In 2007, a compilation of her music, entitled Oramics, was released.
A detailed feature on Daphne Oram's musical philosophy was published in the August 2011 issue of The Wire magazine.
In its first show of 2012, the BBC television technology programme, Click, featured a piece about Daphne Oram and her synthesiser, mainly prompted by the three-part Oramics Machine being on display at the Science Museum, London, during a year-long exhibition on the history of electronic music. It showed the machine being installed in a large display cabinet, and described how it was no longer possible to play due to its fragile state. However, an interactive, virtual version of the machine has been created, which allows visitors to create their own compositions. The programme showed archive footage of Oram describing the process of what became Oramics, also showing her 'drawing' the music, then playing her machine. The piece was entirely positive and described her as an 'unsung hero' of electronic music.
Daphne Oram's Wonderful World of Sound is a play that detailed Oram's life and career. It was presented by Blood of the Young and Tron Theatre. The play premiered in Glasgow on 9 May 2017 and toured around Scotland from May 2017 to June 2017. The play was written by Isobel McArthur and directed by Paul Brotherston. It was live-scored by Anneke Kampman, a Scottish electronic sound artist.

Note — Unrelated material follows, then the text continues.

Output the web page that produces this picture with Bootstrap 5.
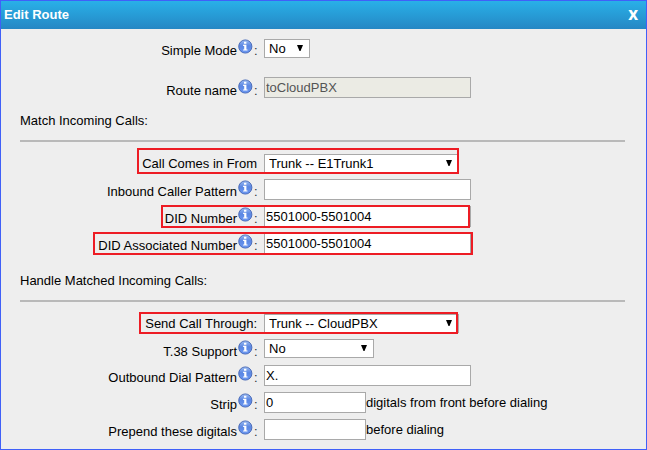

The Oram Awards was launched by the PRS Foundation and the New BBC Radiophonic Workshop to celebrate "emerging artists in the fields of music, sound and related technologies in honour of Daphne Oram, and other pioneering women in music and sound." The inaugural Oram Awards took place on 3 July 2017 at the Turner Contemporary in Margate, as a part of the Oscillate Festival Of Experimental Music And Sound. Two female innovators received the highest reward of £1,000, while six other female innovators received £500. The winners of the inaugural event include Claire M Singer, Mary Stark, Elvin Brandhi, Kathy Hinde, Sally Golding and Shelly Knotts, with Ewa Justka and Klein receiving special commendations.